Do łódzkiej prokuratury okręgowej trafiła ekspertyza opracowana po przeprowadzonym eksperymencie procesowym dot. wypadku posła Rafała Wójcikowskiego. Miał on pomóc w wyjaśnieniu okoliczności śmierci parlamentarzysty. W związku z wypadkiem prokuratura poszukuje tira, który według jednego ze świadków minął samochód posła zaraz po tym, jak jego auto uderzyło w barierki i odbiło się od nich.

Do łódzkiej prokuratury okręgowej trafiła ekspertyza opracowana po przeprowadzonym eksperymencie procesowym dot. wypadku posła Rafała Wójcikowskiego. Miał on pomóc w wyjaśnieniu okoliczności śmierci parlamentarzysty. W związku z wypadkiem prokuratura poszukuje tira, który według jednego ze świadków minął samochód posła zaraz po tym, jak jego auto uderzyło w barierki i odbiło się od nich.
Zdjęcie z eksperymentu procesowego /PAP/Leszek Szymański /PAP

Według prokuratury eksperyment może mieć istotne znaczenie z punktu widzenia odtworzenia przebiegu wypadku oraz weryfikacji jego okoliczności, a także ustalenia osoby odpowiedzialnej za jego spowodowanie.

Śledczy chcieli zbadać, z jakiej odległości kierowca transportera, który uderzył w samochód posła mógł go zauważyć, a także czy mógł zachować się inaczej i uniknąć uderzenia. Badali też, czy pierwszy samochód, który minął auto posła i zatrzymał się w pobliżu, mógł w jakimś stopniu rozproszyć uwagę kierowcy nadjeżdżającego transportera.

Jak powiedział rzecznik łódzkiej prokuratury Krzysztof Kopania, po przeprowadzonym eksperymencie została sporządzona odpowiednia dokumentacja, także fotograficzna, powstał też materiał filmowy.

Biegły przekazał już nam swoją opinię. Ta opinia to szereg specjalistycznych wyliczeń, które będą stanowić bazę do pracy dla biegłych z Instytutu Ekspertyz Sądowych w Krakowie, do których zwrócimy się o dokonanie rekonstrukcji zdarzenia - wyjaśnił Kopania. Zwrócił uwagę, że jedno z pytań, które prokuratura zada krakowskim biegłym brzmi: czy kierowca forda transita, który uderzył w samochód posła, mógł uniknąć zderzenia?

Co już ustalono?

Według dotychczasowych ustaleń kierowane przez Wójcikowskiego auto uderzyło w barierę energochłonną z lewej strony i obróciło się ok. 90 stopni w prawo, ustawiając się na prawym pasie prostopadle do innych użytkowników, jadących w tym samym kierunku. Nadjeżdżający van - volkswagen caddy - zdołał ominąć lewym pasem samochód posła, zatrzymując się w niedużej odległości. Następnie w auto posła uderzył inny van - ford transit. Parlamentarzysta zmarł mimo reanimacji. Cztery inne osoby zostały ranne.
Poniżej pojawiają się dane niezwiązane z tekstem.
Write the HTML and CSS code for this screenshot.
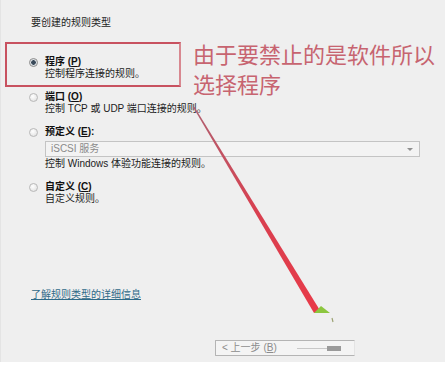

Jak powiedział Kopania, w związku z wypadkiem prokuratura poszukuje tira, który według jednego ze świadków minął samochód posła zaraz po tym, jak jego auto uderzyło w barierki i odbiło się od nich.

Z relacji świadka wynika, ze był to biały tir, który ominął auto posła z prawej strony i nie zatrzymał się. Kolejny samochód, który się pojawił to ford transit, który uderzył na stojącą na drodze samochód parlamentarzysty - mówił rzecznik. Przyznał, że śledczym nie udało się dotychczas ustalić numerów rejestracyjnych tego tira, ja również tożsamości kierowcy, którego prokurator chce przesłuchać. Jak mówił rzecznik, trwają analizy danych z punktów poboru opłat, a także analizowany jest zapisy monitoringu.

Według Kopani, w śledztwie trwa ocena stanu technicznego samochodów biorących udział w zdarzeniu. Przesłuchano liczna grupę świadków.

Według biegłych poseł Wójcikowski zmarł w wyniku wielonarządowych obrażeń wewnętrznych. Były one rozległe i między ich powstaniem a śmiercią minął bardzo krótki czas. Biegli uznali, że są to obrażenia charakterystyczne dla wypadków, w których osoba podczas zderzenia znajduje się wewnątrz samochodu.

Prowadzone przez łódzką prokuraturę śledztwo dotyczy wypadku drogowego ze skutkiem śmiertelnym i ma wyodrębniony drugi wątek związany z organizacją i przebiegiem akcji ratunkowej.